## Exercise:
Go over the listing below line by line and tally those containing "this". Give only the tally.

-- begin Excerpted data --

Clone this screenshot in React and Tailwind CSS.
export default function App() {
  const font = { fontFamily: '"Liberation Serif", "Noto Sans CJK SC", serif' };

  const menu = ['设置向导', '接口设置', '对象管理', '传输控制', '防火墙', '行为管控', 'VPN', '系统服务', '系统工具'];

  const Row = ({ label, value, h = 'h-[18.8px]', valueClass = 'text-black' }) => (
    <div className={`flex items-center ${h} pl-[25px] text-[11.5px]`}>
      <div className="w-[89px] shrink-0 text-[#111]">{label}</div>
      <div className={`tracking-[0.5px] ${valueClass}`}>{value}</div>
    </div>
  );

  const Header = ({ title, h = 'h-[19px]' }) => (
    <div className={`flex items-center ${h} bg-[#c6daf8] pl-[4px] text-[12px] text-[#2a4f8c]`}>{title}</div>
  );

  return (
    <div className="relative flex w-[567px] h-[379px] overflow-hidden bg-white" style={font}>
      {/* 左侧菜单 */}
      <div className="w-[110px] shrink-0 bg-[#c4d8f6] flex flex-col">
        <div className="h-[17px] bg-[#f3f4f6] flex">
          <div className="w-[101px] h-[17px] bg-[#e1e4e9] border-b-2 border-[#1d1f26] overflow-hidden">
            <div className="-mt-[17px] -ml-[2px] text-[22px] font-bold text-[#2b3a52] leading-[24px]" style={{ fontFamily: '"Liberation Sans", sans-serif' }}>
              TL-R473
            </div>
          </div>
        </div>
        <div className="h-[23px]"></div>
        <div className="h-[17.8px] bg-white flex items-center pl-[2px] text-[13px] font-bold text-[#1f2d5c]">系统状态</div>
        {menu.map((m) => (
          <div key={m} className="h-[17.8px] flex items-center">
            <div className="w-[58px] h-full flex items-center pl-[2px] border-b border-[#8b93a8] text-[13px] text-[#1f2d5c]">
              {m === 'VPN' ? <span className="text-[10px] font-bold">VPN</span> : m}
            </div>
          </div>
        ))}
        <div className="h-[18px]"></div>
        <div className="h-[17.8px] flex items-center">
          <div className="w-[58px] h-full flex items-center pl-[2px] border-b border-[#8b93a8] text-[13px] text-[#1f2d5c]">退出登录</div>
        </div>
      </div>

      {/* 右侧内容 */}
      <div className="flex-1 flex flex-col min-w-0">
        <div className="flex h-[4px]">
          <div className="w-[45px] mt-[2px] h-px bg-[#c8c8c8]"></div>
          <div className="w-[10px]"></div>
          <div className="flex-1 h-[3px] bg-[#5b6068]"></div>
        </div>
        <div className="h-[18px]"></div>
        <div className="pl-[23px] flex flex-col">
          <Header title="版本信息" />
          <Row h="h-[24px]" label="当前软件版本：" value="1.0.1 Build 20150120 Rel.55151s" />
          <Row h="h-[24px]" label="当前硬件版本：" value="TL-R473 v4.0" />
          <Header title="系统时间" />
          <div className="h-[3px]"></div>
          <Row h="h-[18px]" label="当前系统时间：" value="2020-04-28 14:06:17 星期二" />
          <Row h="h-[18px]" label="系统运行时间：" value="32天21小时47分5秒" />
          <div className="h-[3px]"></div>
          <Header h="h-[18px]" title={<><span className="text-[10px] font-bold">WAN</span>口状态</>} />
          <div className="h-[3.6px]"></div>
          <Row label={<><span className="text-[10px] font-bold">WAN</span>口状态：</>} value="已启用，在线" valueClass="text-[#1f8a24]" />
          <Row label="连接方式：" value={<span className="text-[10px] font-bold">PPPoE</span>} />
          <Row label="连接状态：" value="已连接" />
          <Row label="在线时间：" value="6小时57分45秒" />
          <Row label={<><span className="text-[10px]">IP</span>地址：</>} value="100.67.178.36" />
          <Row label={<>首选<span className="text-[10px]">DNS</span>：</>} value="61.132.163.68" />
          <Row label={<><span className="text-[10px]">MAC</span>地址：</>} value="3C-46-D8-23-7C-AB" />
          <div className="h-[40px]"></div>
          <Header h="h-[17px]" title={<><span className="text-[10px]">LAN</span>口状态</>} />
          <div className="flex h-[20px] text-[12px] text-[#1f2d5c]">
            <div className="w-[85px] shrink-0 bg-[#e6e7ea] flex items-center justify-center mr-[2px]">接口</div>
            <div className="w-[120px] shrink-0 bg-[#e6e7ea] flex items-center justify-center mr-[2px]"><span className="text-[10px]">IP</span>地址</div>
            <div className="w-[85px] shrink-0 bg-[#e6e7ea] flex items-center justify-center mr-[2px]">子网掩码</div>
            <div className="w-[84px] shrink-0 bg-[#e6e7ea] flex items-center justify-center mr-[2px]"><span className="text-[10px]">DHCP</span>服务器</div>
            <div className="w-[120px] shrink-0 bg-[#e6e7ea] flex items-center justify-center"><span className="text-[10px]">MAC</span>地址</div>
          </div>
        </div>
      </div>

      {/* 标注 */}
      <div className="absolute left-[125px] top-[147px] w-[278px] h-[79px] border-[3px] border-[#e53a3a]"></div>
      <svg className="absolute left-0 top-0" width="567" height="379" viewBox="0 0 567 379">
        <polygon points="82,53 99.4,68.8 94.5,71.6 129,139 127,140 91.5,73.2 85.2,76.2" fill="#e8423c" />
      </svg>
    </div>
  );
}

-- end Excerpted data --
-- begin Excerpted data --

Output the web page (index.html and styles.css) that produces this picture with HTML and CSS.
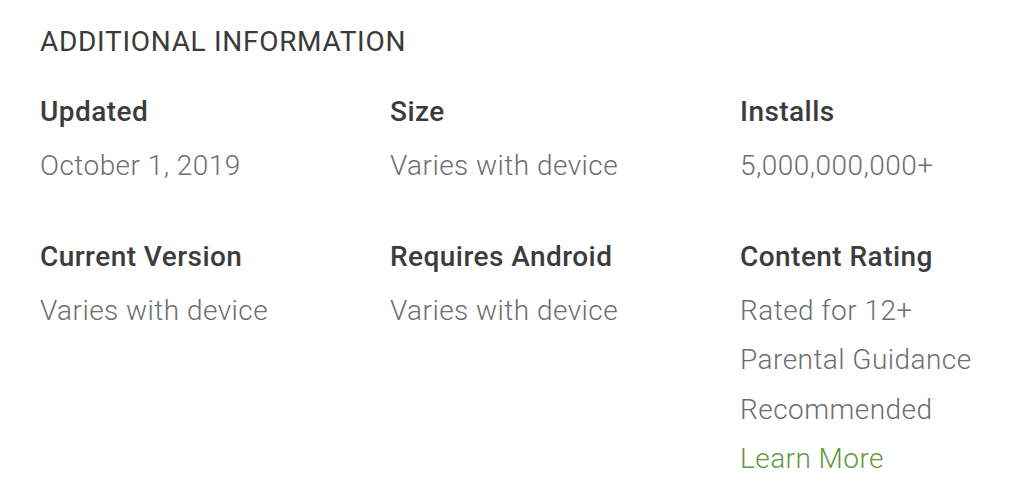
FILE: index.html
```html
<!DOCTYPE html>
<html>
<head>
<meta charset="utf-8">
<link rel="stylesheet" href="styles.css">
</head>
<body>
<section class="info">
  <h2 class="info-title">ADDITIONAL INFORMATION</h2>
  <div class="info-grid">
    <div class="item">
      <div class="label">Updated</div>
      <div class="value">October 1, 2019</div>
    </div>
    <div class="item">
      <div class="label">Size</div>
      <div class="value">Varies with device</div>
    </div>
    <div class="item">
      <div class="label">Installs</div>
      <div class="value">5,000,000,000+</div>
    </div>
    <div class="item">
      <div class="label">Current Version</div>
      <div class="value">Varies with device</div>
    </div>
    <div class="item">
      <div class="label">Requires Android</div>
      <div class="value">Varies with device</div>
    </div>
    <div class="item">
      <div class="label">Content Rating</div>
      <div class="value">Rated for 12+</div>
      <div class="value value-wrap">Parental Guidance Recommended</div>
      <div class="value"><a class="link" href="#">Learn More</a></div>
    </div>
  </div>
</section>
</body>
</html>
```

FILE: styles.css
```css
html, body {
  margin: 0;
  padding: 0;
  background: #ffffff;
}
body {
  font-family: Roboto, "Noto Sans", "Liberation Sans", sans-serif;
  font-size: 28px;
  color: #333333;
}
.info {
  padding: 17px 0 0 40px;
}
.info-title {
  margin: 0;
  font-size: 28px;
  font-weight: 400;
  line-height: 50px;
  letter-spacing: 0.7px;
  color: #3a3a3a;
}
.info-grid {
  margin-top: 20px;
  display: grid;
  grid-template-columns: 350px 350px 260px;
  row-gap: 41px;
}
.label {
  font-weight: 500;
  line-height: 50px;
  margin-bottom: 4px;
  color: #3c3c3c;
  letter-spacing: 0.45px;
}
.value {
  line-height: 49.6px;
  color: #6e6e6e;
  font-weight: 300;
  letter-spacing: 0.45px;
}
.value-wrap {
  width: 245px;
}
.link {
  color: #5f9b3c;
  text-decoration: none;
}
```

-- end Excerpted data --

## Task result:
2